Being Queer and on the Autism Spectrum

by Jordan Davis

As you might already know, I write mostly about permanent supportive housing and how San Francisco’s government stands in the way of delivering effective services on time, under budget, and in a manner that works for everybody. I don’t like to talk much about my past, but since it’s Pride month, I’d like to share how being a neurodivergent, non-binary trans femme who began transitioning nine years ago has impacted me, especially as someone who is formerly homeless and marginally housed.

I was born in the mid-1980s in the OC—no, not Orange County, California, but Ocean County, New Jersey, although both counties share a conservative culture. My family, and much of the region, could best be described as white working class—the type of people who moved heavily towards Trump in 2016. Though we always had what we needed, we didn’t always get what we wanted. I was raised to embrace masculine gender stereotypes by a functionally alcoholic, hot-tempered father and an Italian mom who was a disciplinarian. One of my formative memories was talking about wanting to be a girl on a bus back home from an overnight camping trip at the Delaware Water Gap and getting chewed out by my peers and adults at Cheesequake Service area. More than a decade later, I would go to the service area to change into feminine clothing heading north and masculine clothing going south back home during some lost years of my life.
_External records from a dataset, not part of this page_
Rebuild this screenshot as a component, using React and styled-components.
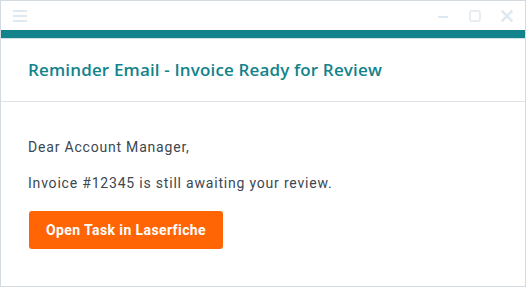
import React from "react";
import styled, { createGlobalStyle } from "styled-components";

const Global = createGlobalStyle`
  html, body { margin: 0; padding: 0; background: #ffffff; }
  * { box-sizing: border-box; }
`;

const Window = styled.div`
  width: 526px;
  height: 287px;
  border: 1px solid #d3dbe1;
  background: #fff;
  display: flex;
  flex-direction: column;
`;

const TitleBar = styled.div`
  height: 29px;
  display: flex;
  align-items: center;
  padding: 0 12px 0 12px;
`;

const Spacer = styled.div`
  flex: 1;
`;

const Controls = styled.div`
  display: flex;
  align-items: center;
  gap: 20px;
`;

const IconBox = styled.svg`
  display: block;
  flex: none;
`;

const Band = styled.div`
  height: 9px;
  background: #12838b;
  border-bottom: 1px solid #cfe3e5;
`;

const Header = styled.div`
  height: 63px;
  border-bottom: 1px solid #dde3e8;
  display: flex;
  align-items: center;
  padding: 0 27px 2px;
`;

const Title = styled.h1`
  margin: 0;
  font-family: "Open Sans", sans-serif;
  font-weight: 600;
  font-size: 17px;
  color: #12838b;
  letter-spacing: 0.15px;
`;

const Body = styled.div`
  padding: 35px 27px 0;
  display: flex;
  flex-direction: column;
  align-items: flex-start;
`;

const Para = styled.p`
  margin: 0 0 ${(p) => p.$gap || 0}px;
  font-family: "Roboto", sans-serif;
  font-size: 14px;
  letter-spacing: 0.8px;
  line-height: 20px;
  color: #3c4750;
`;

const Button = styled.button`
  margin-left: 1px;
  width: 194px;
  height: 38px;
  border: none;
  border-radius: 3px;
  background: #ff6405;
  color: #fff;
  font-family: "Roboto", sans-serif;
  font-weight: 700;
  font-size: 14px;
  letter-spacing: 0.4px;
  cursor: pointer;
`;

const light = "#dfe8ef";

export default function App() {
  return (
    <>
      <Global />
      <Window>
        <TitleBar>
          <IconBox width="14" height="12" viewBox="0 0 14 12">
            <rect x="0" y="0" width="14" height="2" fill={light} />
            <rect x="0" y="5" width="14" height="2" fill={light} />
            <rect x="0" y="10" width="14" height="2" fill={light} />
          </IconBox>
          <Spacer />
          <Controls>
            <IconBox width="11" height="12" viewBox="0 0 11 12">
              <rect x="0" y="6" width="10" height="2" fill={light} />
            </IconBox>
            <IconBox width="12" height="12" viewBox="0 0 12 12">
              <rect x="1" y="1" width="10" height="10" rx="1.5" fill="none" stroke={light} strokeWidth="1.5" />
            </IconBox>
            <IconBox width="12" height="12" viewBox="0 0 12 12">
              <path d="M1.5 1.5 L10.5 10.5 M10.5 1.5 L1.5 10.5" stroke={light} strokeWidth="2.6" strokeLinecap="square" />
            </IconBox>
          </Controls>
        </TitleBar>
        <Band />
        <Header>
          <Title>Reminder Email - Invoice Ready for Review</Title>
        </Header>
        <Body>
          <Para $gap={16}>Dear Account Manager,</Para>
          <Para $gap={18}>Invoice #12345 is still awaiting your review.</Para>
          <Button>Open Task in Laserfiche</Button>
        </Body>
      </Window>
    </>
  );
}
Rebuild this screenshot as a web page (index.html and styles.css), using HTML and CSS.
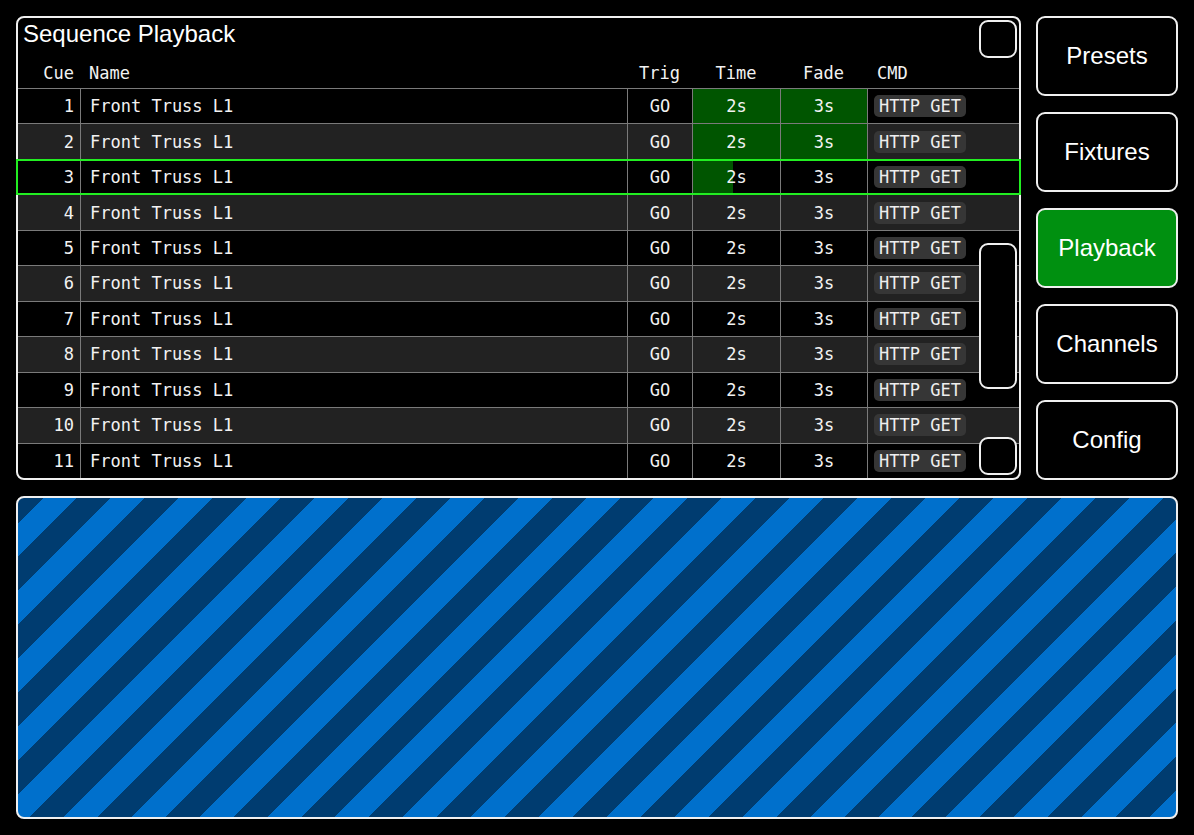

Did I mention I was diagnosed with autism at the age of 5? It would set me up to repress my gender identity for a long time, since I didn’t want to rock the boat. Plus, the Jersey Shore in the 1990s was not a safe place to be gay, especially at my chronically underfunded public schools. If there had been an openly gay student at my middle and high school, which had more fights than Madison Square Garden, there would have been a homophobic riot encouraged by the faculty. If such a queer student were murdered, the cops would have covered it up.

I would say that I was an above average student, but a combination of relentless bullying, getting into extreme metal, and dressing in black in an environment that had zero tolerance for general rule-breaking, plus getting into a tussle with a local yokel police sergeant’s kid, all pushed me to leave school. As a result, I developed a “fuck the police” attitude—something that would guide me as I ended up homeless in my adult life.

I ended up at a therapeutic board school where my peers continuously bullied me and a staff member sexually assaulted me, which contributed to my trauma. Then I went to college, where I managed to keep a full scholarship. But after flunking out of grad school, I got my first taste of extreme poverty, and one of my last memories in New Jersey was being forced to be drug tested to access the only clinic in my county that took Medicaid—that’s why I reacted badly to the passage of Proposition F earlier this year, even though it wouldn’t affect me. I feel like San Francisco had turned into Ocean County.

I experienced homelessness several times, both in Pennsylvania in my 20s and later in San Francisco. I’ve slept in a friend’s art studio and got banned from a university. I’ve dealt with toxic roommates, which is why I prefer living alone. I’ve also had to go to church-sponsored drop-in centers with modest dress codes where predatory men prey on women, making me a firm believer of secular-run homeless services. Since a man tickled me at the first Navigation Center in the Mission District, I’ve rejected the shelter-first model in favor of housing first.

As for my gender transition, I am almost eight years into not having testicles and a little over two years into having a vagina. But even though I fled Pennsylvania to reach these transition-related milestones, I needed my own space with a private bathroom to support my transition. That was a challenge because San Francisco has historically housed its homeless in single-room occupancy hotels with shared bathrooms. There, I had to navigate around visitor policies for post-surgery care. Because of this, I support a scattered-site model for permanent supportive housing, not only for trans people like myself, but for everyone who experiences difficulties managing SRO life.

As I reflect on my experiences as a trans, queer person with a disability over the last nine years, I believe that we should recognize the intersectionality in our lives as we find our way home.